Later in life, being done with New York, Manship made Gloucester his home. He was not the only artist on Cape Ann, but certainly the most famous. Manship (1885-1966) didn’t die there so a common ghost was out of the question, but der geist, the spirit, the vibe, the legacy perhaps, could be there.
Looking for a kindred spirit, Zegans found a local photographer who lived down the street from Starfield, Tsar Fedorsky. The poet immediately reacted to her “ghostly, ephemeral” photos. He decided to write a photographic essay that can be seen as a visual poem.
“I viewed what we were doing together as an exercise in visual poetry,” he adds. “I wanted to ask the viewer, how could you imagine this project of yourself being a part of it, and your own relationship to the ephemeral?”

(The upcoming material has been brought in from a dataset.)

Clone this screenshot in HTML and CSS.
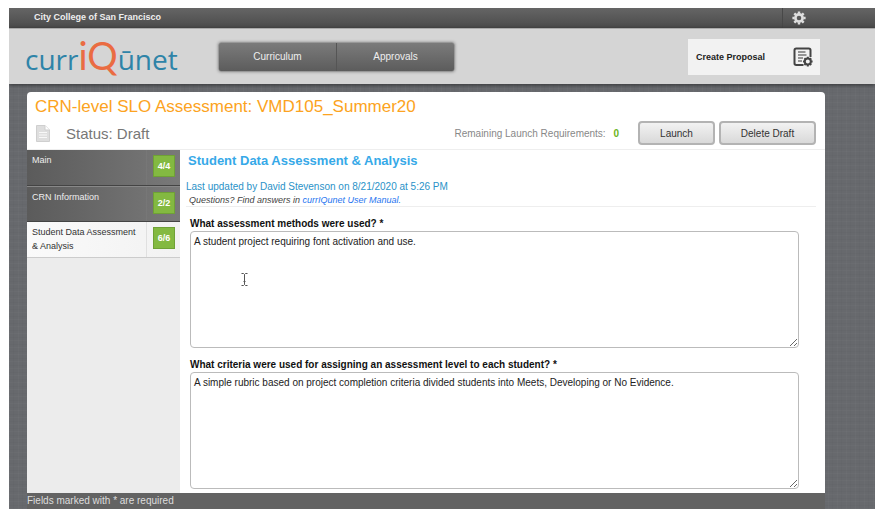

Making a place he has never been the center of his poetic imagination, and touching it only with the photographer’s unseen presence, the poet strives to think about using words in a new way. The narrator is not there, yet he can still tell the story of the space and make you see “rumpled sheets, an open book; a door previously ajar,” to quote from the book.
The book was released in a limited but luxurious edition. Zegans traveled to Gloucester only after the publication and toured “quiet streets, hearing in these empty winter corridors echoes of voices that seemed to rise from the past, conversations that I imagined would continue to eternity.”